─── Dataset section ───
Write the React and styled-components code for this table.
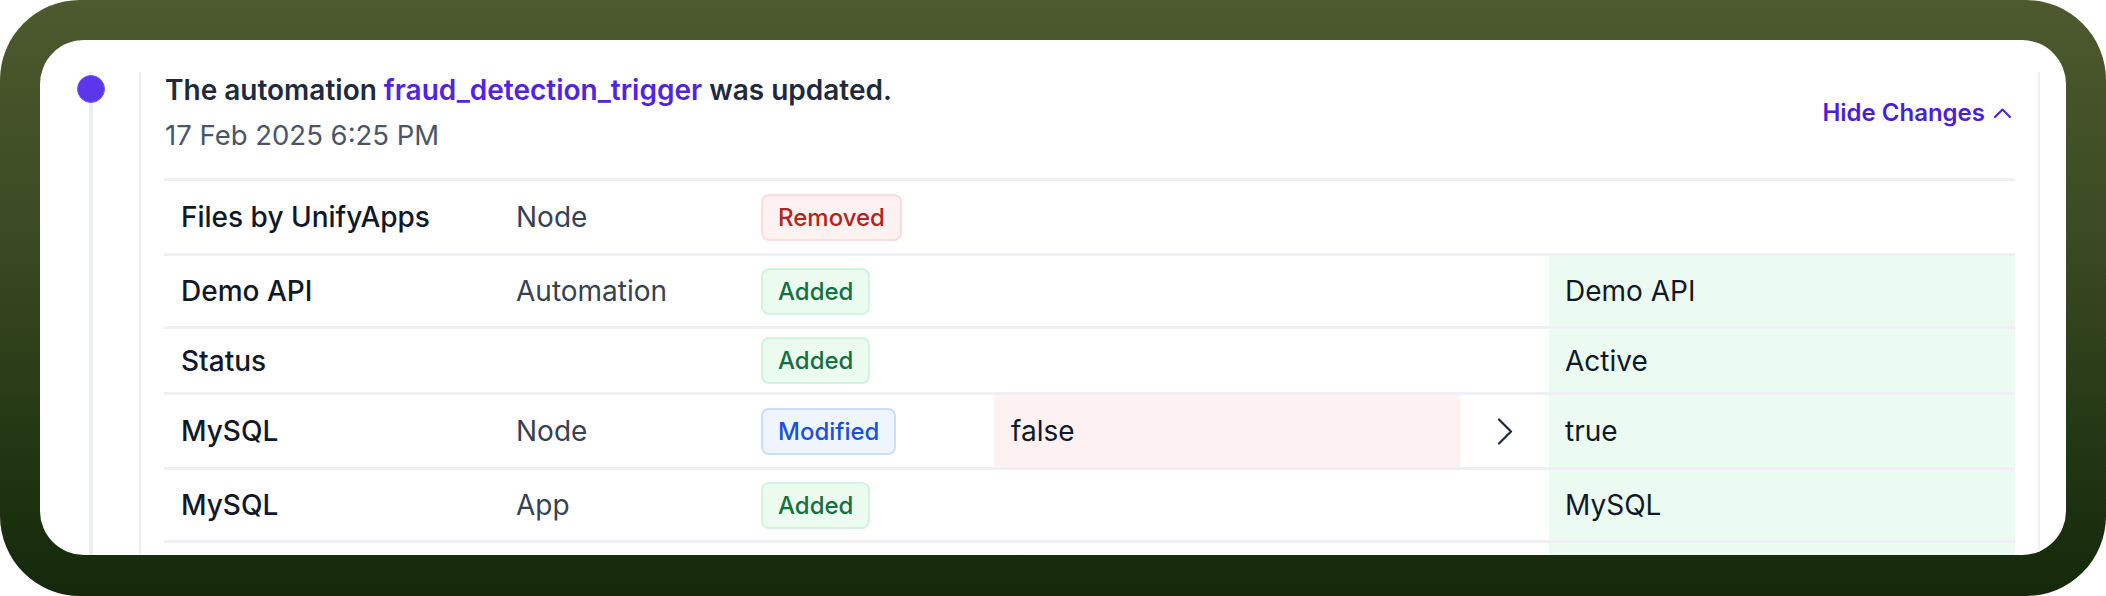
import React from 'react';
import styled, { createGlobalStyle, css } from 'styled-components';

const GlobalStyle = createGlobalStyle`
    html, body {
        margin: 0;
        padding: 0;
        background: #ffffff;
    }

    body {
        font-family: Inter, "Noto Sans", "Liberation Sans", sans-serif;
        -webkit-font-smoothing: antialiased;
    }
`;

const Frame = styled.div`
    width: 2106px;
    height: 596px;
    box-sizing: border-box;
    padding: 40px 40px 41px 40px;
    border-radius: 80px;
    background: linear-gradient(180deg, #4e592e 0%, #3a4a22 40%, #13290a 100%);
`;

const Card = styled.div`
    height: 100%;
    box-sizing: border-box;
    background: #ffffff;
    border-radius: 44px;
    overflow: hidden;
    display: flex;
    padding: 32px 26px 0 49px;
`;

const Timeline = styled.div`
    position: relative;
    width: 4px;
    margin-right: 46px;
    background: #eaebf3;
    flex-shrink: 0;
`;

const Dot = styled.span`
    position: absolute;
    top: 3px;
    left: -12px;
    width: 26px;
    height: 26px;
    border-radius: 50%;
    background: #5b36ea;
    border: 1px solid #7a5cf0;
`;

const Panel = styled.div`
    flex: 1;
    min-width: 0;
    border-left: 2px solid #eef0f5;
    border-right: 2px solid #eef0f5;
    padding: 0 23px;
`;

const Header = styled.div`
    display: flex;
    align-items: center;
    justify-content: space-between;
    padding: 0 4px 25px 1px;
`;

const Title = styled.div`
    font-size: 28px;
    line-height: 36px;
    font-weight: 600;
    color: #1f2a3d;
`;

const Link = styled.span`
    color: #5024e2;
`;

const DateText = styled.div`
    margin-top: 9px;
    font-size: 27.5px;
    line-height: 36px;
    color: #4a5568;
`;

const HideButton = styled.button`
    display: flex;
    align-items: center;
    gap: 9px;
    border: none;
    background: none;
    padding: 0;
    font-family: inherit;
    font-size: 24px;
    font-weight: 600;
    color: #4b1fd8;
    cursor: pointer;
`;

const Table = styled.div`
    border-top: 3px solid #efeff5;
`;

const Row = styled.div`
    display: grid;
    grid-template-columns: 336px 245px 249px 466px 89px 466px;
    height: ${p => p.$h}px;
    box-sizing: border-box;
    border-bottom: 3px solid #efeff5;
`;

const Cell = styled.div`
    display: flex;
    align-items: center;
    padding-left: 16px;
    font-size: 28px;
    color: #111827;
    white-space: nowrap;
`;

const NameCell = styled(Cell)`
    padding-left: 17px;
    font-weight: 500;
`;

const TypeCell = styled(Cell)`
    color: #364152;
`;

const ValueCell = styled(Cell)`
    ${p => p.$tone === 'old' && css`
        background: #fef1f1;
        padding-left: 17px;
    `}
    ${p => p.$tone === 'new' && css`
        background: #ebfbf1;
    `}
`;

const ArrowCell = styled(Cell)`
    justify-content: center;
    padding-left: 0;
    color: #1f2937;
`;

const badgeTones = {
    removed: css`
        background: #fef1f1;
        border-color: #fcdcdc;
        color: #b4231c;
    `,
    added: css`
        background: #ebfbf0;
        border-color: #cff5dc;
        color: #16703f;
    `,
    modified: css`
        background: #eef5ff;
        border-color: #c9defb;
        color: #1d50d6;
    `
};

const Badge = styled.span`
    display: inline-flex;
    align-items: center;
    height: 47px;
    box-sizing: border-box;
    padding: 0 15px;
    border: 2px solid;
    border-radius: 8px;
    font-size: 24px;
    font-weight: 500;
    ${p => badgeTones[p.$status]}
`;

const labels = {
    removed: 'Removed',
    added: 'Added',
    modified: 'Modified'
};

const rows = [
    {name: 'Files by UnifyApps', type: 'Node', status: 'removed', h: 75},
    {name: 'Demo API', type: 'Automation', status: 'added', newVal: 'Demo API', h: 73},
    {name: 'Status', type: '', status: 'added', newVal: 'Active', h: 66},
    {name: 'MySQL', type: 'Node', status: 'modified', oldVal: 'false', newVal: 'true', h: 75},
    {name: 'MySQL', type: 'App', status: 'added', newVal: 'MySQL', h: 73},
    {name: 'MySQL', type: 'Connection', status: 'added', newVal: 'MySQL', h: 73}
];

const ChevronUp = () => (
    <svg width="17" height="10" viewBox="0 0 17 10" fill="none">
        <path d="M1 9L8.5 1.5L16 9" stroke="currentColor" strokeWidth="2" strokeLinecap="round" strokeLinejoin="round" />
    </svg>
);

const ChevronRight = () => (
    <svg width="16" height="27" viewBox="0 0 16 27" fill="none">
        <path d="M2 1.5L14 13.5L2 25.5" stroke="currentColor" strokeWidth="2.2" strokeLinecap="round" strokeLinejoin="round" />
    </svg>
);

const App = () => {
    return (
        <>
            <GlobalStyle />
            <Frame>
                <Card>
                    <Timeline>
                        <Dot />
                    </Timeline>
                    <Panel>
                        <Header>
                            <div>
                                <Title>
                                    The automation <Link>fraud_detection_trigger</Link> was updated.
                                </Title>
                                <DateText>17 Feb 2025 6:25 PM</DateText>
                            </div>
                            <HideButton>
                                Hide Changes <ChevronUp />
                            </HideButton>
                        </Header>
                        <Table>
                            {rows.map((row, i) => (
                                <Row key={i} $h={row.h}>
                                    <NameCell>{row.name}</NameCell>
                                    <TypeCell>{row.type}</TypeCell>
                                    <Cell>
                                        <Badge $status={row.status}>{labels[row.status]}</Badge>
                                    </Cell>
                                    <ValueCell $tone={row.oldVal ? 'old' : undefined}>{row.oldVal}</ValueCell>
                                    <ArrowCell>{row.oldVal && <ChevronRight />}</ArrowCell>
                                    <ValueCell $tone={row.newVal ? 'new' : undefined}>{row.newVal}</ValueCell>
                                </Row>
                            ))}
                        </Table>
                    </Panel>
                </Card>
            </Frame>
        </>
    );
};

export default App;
───
- _Directions for this task_
Quote the material in full and exactly; do not carry over its pictures.

- _Full solution_
Write the React and styled-components code for this table.
import React from 'react';
import styled, { createGlobalStyle, css } from 'styled-components';

const GlobalStyle = createGlobalStyle`
    html, body {
        margin: 0;
        padding: 0;
        background: #ffffff;
    }

    body {
        font-family: Inter, "Noto Sans", "Liberation Sans", sans-serif;
        -webkit-font-smoothing: antialiased;
    }
`;

const Frame = styled.div`
    width: 2106px;
    height: 596px;
    box-sizing: border-box;
    padding: 40px 40px 41px 40px;
    border-radius: 80px;
    background: linear-gradient(180deg, #4e592e 0%, #3a4a22 40%, #13290a 100%);
`;

const Card = styled.div`
    height: 100%;
    box-sizing: border-box;
    background: #ffffff;
    border-radius: 44px;
    overflow: hidden;
    display: flex;
    padding: 32px 26px 0 49px;
`;

const Timeline = styled.div`
    position: relative;
    width: 4px;
    margin-right: 46px;
    background: #eaebf3;
    flex-shrink: 0;
`;

const Dot = styled.span`
    position: absolute;
    top: 3px;
    left: -12px;
    width: 26px;
    height: 26px;
    border-radius: 50%;
    background: #5b36ea;
    border: 1px solid #7a5cf0;
`;

const Panel = styled.div`
    flex: 1;
    min-width: 0;
    border-left: 2px solid #eef0f5;
    border-right: 2px solid #eef0f5;
    padding: 0 23px;
`;

const Header = styled.div`
    display: flex;
    align-items: center;
    justify-content: space-between;
    padding: 0 4px 25px 1px;
`;

const Title = styled.div`
    font-size: 28px;
    line-height: 36px;
    font-weight: 600;
    color: #1f2a3d;
`;

const Link = styled.span`
    color: #5024e2;
`;

const DateText = styled.div`
    margin-top: 9px;
    font-size: 27.5px;
    line-height: 36px;
    color: #4a5568;
`;

const HideButton = styled.button`
    display: flex;
    align-items: center;
    gap: 9px;
    border: none;
    background: none;
    padding: 0;
    font-family: inherit;
    font-size: 24px;
    font-weight: 600;
    color: #4b1fd8;
    cursor: pointer;
`;

const Table = styled.div`
    border-top: 3px solid #efeff5;
`;

const Row = styled.div`
    display: grid;
    grid-template-columns: 336px 245px 249px 466px 89px 466px;
    height: ${p => p.$h}px;
    box-sizing: border-box;
    border-bottom: 3px solid #efeff5;
`;

const Cell = styled.div`
    display: flex;
    align-items: center;
    padding-left: 16px;
    font-size: 28px;
    color: #111827;
    white-space: nowrap;
`;

const NameCell = styled(Cell)`
    padding-left: 17px;
    font-weight: 500;
`;

const TypeCell = styled(Cell)`
    color: #364152;
`;

const ValueCell = styled(Cell)`
    ${p => p.$tone === 'old' && css`
        background: #fef1f1;
        padding-left: 17px;
    `}
    ${p => p.$tone === 'new' && css`
        background: #ebfbf1;
    `}
`;

const ArrowCell = styled(Cell)`
    justify-content: center;
    padding-left: 0;
    color: #1f2937;
`;

const badgeTones = {
    removed: css`
        background: #fef1f1;
        border-color: #fcdcdc;
        color: #b4231c;
    `,
    added: css`
        background: #ebfbf0;
        border-color: #cff5dc;
        color: #16703f;
    `,
    modified: css`
        background: #eef5ff;
        border-color: #c9defb;
        color: #1d50d6;
    `
};

const Badge = styled.span`
    display: inline-flex;
    align-items: center;
    height: 47px;
    box-sizing: border-box;
    padding: 0 15px;
    border: 2px solid;
    border-radius: 8px;
    font-size: 24px;
    font-weight: 500;
    ${p => badgeTones[p.$status]}
`;

const labels = {
    removed: 'Removed',
    added: 'Added',
    modified: 'Modified'
};

const rows = [
    {name: 'Files by UnifyApps', type: 'Node', status: 'removed', h: 75},
    {name: 'Demo API', type: 'Automation', status: 'added', newVal: 'Demo API', h: 73},
    {name: 'Status', type: '', status: 'added', newVal: 'Active', h: 66},
    {name: 'MySQL', type: 'Node', status: 'modified', oldVal: 'false', newVal: 'true', h: 75},
    {name: 'MySQL', type: 'App', status: 'added', newVal: 'MySQL', h: 73},
    {name: 'MySQL', type: 'Connection', status: 'added', newVal: 'MySQL', h: 73}
];

const ChevronUp = () => (
    <svg width="17" height="10" viewBox="0 0 17 10" fill="none">
        <path d="M1 9L8.5 1.5L16 9" stroke="currentColor" strokeWidth="2" strokeLinecap="round" strokeLinejoin="round" />
    </svg>
);

const ChevronRight = () => (
    <svg width="16" height="27" viewBox="0 0 16 27" fill="none">
        <path d="M2 1.5L14 13.5L2 25.5" stroke="currentColor" strokeWidth="2.2" strokeLinecap="round" strokeLinejoin="round" />
    </svg>
);

const App = () => {
    return (
        <>
            <GlobalStyle />
            <Frame>
                <Card>
                    <Timeline>
                        <Dot />
                    </Timeline>
                    <Panel>
                        <Header>
                            <div>
                                <Title>
                                    The automation <Link>fraud_detection_trigger</Link> was updated.
                                </Title>
                                <DateText>17 Feb 2025 6:25 PM</DateText>
                            </div>
                            <HideButton>
                                Hide Changes <ChevronUp />
                            </HideButton>
                        </Header>
                        <Table>
                            {rows.map((row, i) => (
                                <Row key={i} $h={row.h}>
                                    <NameCell>{row.name}</NameCell>
                                    <TypeCell>{row.type}</TypeCell>
                                    <Cell>
                                        <Badge $status={row.status}>{labels[row.status]}</Badge>
                                    </Cell>
                                    <ValueCell $tone={row.oldVal ? 'old' : undefined}>{row.oldVal}</ValueCell>
                                    <ArrowCell>{row.oldVal && <ChevronRight />}</ArrowCell>
                                    <ValueCell $tone={row.newVal ? 'new' : undefined}>{row.newVal}</ValueCell>
                                </Row>
                            ))}
                        </Table>
                    </Panel>
                </Card>
            </Frame>
        </>
    );
};

export default App;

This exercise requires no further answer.